In stark contrast, we have Cameron's performance. For my money, he underperformed compared to his expectations. I doubt that he will have lost any solid Tory voters as he didn't make any major gaffes - apart from bracketing China with Iran over the nuclear debate, which may cause some minor diplomatic ructions - but some of the policies were exposed to heavy criticism. His constant referral to the rainbow of supportive voters that he'd met over recent days became tiresome as he rolled them all out to support each and every carefully-scriped point, but he was floundering in the face of a pincer attack from both sides. Cameron was unsure about whether to attack the Liberals and Brown wasn't minded to take them on, so fire was concentrated on Cameron and he flunked it. Post-debate, the Tories were spinning like mad in Manchester that their man had won it, but not even the Mail's sketchwriter, Quentin Letts, was buying that line, according to observers in the spin room. Interestingly, on a live Question Time afterwards, Michael Gove seemed anxious to move on to the next debate, which is indicative that the Tories don't feel that Cameron did well. I think Alan Johnson nailed it
What we saw last night is Cameron is not good under pressure, and, faced with that, it was a different kind of Cameron we saw last night to the one we usually see where his sleeves are rolled up, where everything is prearranged and it is a kind of PR stunt.
This raises serious concerns about Cameron's ability to do a job that is without parallel in terms of pressure. As predicted, when he gets pushed away from his script and his soundbites, he starts to flounder.

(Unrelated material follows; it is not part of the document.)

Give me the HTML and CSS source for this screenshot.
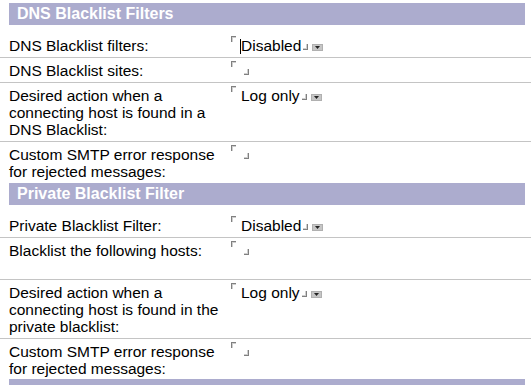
FILE: index.html
```html
<!DOCTYPE html>
<html>
<head>
<meta charset="utf-8">
<link rel="stylesheet" href="styles.css">
</head>
<body>
<div class="page">
  <section class="section">
    <h2 class="sec-head">DNS Blacklist Filters</h2>
    <div class="row">
      <div class="label">DNS Blacklist filters:</div>
      <div class="value">
        <span class="mark-start"></span><span class="cursor"></span><span class="val-text">Disabled</span><span class="mark-end"></span><span class="dd"><svg width="11" height="7" viewBox="0 0 11 7"><polygon points="3,2 8,2 5.5,5" fill="#222"/></svg></span>
      </div>
    </div>
    <div class="row">
      <div class="label">DNS Blacklist sites:</div>
      <div class="value">
        <span class="mark-start"></span><span class="mark-end empty"></span>
      </div>
    </div>
    <div class="row">
      <div class="label">Desired action when a<br>connecting host is found in a<br>DNS Blacklist:</div>
      <div class="value">
        <span class="mark-start"></span><span class="val-text">Log only</span><span class="mark-end"></span><span class="dd"><svg width="11" height="7" viewBox="0 0 11 7"><polygon points="3,2 8,2 5.5,5" fill="#222"/></svg></span>
      </div>
    </div>
    <div class="row last">
      <div class="label">Custom SMTP error response<br>for rejected messages:</div>
      <div class="value">
        <span class="mark-start"></span><span class="mark-end empty"></span>
      </div>
    </div>
  </section>
  <section class="section">
    <h2 class="sec-head">Private Blacklist Filter</h2>
    <div class="row">
      <div class="label">Private Blacklist Filter:</div>
      <div class="value">
        <span class="mark-start"></span><span class="val-text">Disabled</span><span class="mark-end"></span><span class="dd"><svg width="11" height="7" viewBox="0 0 11 7"><polygon points="3,2 8,2 5.5,5" fill="#222"/></svg></span>
      </div>
    </div>
    <div class="row tall">
      <div class="label">Blacklist the following hosts:</div>
      <div class="value">
        <span class="mark-start"></span><span class="mark-end empty"></span>
      </div>
    </div>
    <div class="row">
      <div class="label">Desired action when a<br>connecting host is found in the<br>private blacklist:</div>
      <div class="value">
        <span class="mark-start"></span><span class="val-text">Log only</span><span class="mark-end"></span><span class="dd"><svg width="11" height="7" viewBox="0 0 11 7"><polygon points="3,2 8,2 5.5,5" fill="#222"/></svg></span>
      </div>
    </div>
    <div class="row last">
      <div class="label">Custom SMTP error response<br>for rejected messages:</div>
      <div class="value">
        <span class="mark-start"></span><span class="mark-end empty"></span>
      </div>
    </div>
  </section>
  <section class="section">
    <div class="sec-head end"></div>
  </section>
</div>
</body>
</html>
```

FILE: styles.css
```css
html, body {
  margin: 0;
  padding: 0;
  background: #ffffff;
}
body {
  font-family: "Liberation Sans", Arial, sans-serif;
  font-size: 15.5px;
  line-height: 17px;
  color: #000000;
  width: 531px;
  height: 385px;
  overflow: hidden;
}
.page {
  padding-top: 3px;
}
.sec-head {
  margin: 0 6px 8px 9px;
  height: 22px;
  background: #acacce;
  color: #ffffff;
  font-size: 16px;
  font-weight: bold;
  line-height: 22px;
  padding-left: 8px;
}
.sec-head.end {
  margin-top: -1px;
  margin-bottom: 0;
}
.row {
  display: grid;
  grid-template-columns: 231px 1fr;
  padding: 4px 0 3px;
  border-bottom: 1px solid #c4c4c4;
}
.row.last {
  border-bottom: none;
}
.row.tall {
  min-height: 34px;
}
.label {
  padding-left: 9px;
}
.value {
  display: flex;
  align-items: flex-start;
}
.mark-start {
  width: 4px;
  height: 5px;
  margin-top: -1px;
  border-top: 1px solid #808080;
  border-left: 1px solid #808080;
  box-shadow: inset 1px 1px 0 #cfcfcf;
  margin-right: 5px;
  flex: none;
}
.cursor {
  width: 1px;
  height: 15px;
  margin-top: 2px;
  background: #000000;
  margin-left: -1px;
  flex: none;
}
.val-text {
  white-space: nowrap;
}
.mark-end {
  width: 4px;
  height: 5px;
  margin-top: 7px;
  margin-left: 2px;
  border-bottom: 1px solid #808080;
  border-right: 1px solid #808080;
  box-shadow: inset -1px -1px 0 #cfcfcf;
  flex: none;
}
.mark-end.empty {
  margin-left: 3px;
}
.dd {
  display: block;
  width: 11px;
  height: 7px;
  margin-top: 7px;
  margin-left: 4px;
  background: #c6c6c6;
  box-shadow: inset 0 0 0 1px #b0b0b0;
  flex: none;
}
.dd svg {
  display: block;
}
```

The debate itself worked - we had 90 minutes of uninterrupted, solid political debate. It certainly wasn't the stilted, sluggish event that many - including me - feared, suffocated by over-regulation and excessive rules. I don't think that the ITV presentation was very strong with a number of technical issues clouding the matter and I'll hope for better from Sky and Adam Boulton and a further upping of the game by the BBC, who should be able to do this live broadcast stuff in their sleep. Overnight viewing figures suggest an average of around 9.4 million - a respectable figure and higher than the figures for the Question Time BNP edition last year with a peak of 9.9 million. We've got two more of these to come and if they are this good each time, they promise to be cracking political broadcasting.

So, what does this all mean? Is it a "game-changer?" I don't think that any tribally-devoted voters will have been swayed by last night, from whichever party. Labour will be happy that they and Clegg outshone Cameron by a decent margin, but the positive spin for Clegg may prove counter-productive. As Nick (Robinson) pointed out on the Today programme, a little boost to the Liberals helps Labour by preventing the Tories from taking back some of those south-east seats - like Chris Huhne's in Eastleigh - that they need to get a majority. Too much of a boost and Labour will suffer in two ways - firstly because the Liberals will start to threaten Labour-held seats further north and secondly because the tactical Liberal votes that have kept the Tories out in some seats may switch back. While Cameron didn't do well and didn't look prime ministerial, I would expect the Conservatives to come back against the Liberals strongly as they move rapidly away from 'love-bombing' their yellow colleagues and start holding the Liberal policies up to the light a bit more. Even for Clegg, there may be a downside, as the media will start taking a long hard look at their policies and there are some that will come up wanting. Sarah Teather stood in for Charlie Kennedy on This Week last night and look stunned when Andrew Neil started challenging her hard over their debt reduction plans, where for all the Liberals' much-touted honesty, there appears to be a black hole of some £5 billion opening up as a gap between planned savings and reality.

That's the thing about playing on the same pitch as the big boys - the game gets much harder. Is Clegg ready for that scrutiny? Will this provide a sustained bounce to the Liberal Democrat cause or just an overnight wonder? Time will tell.

1 comment:

Bill Lees said...

Very nice assessment, John. Can't disagree with any of that.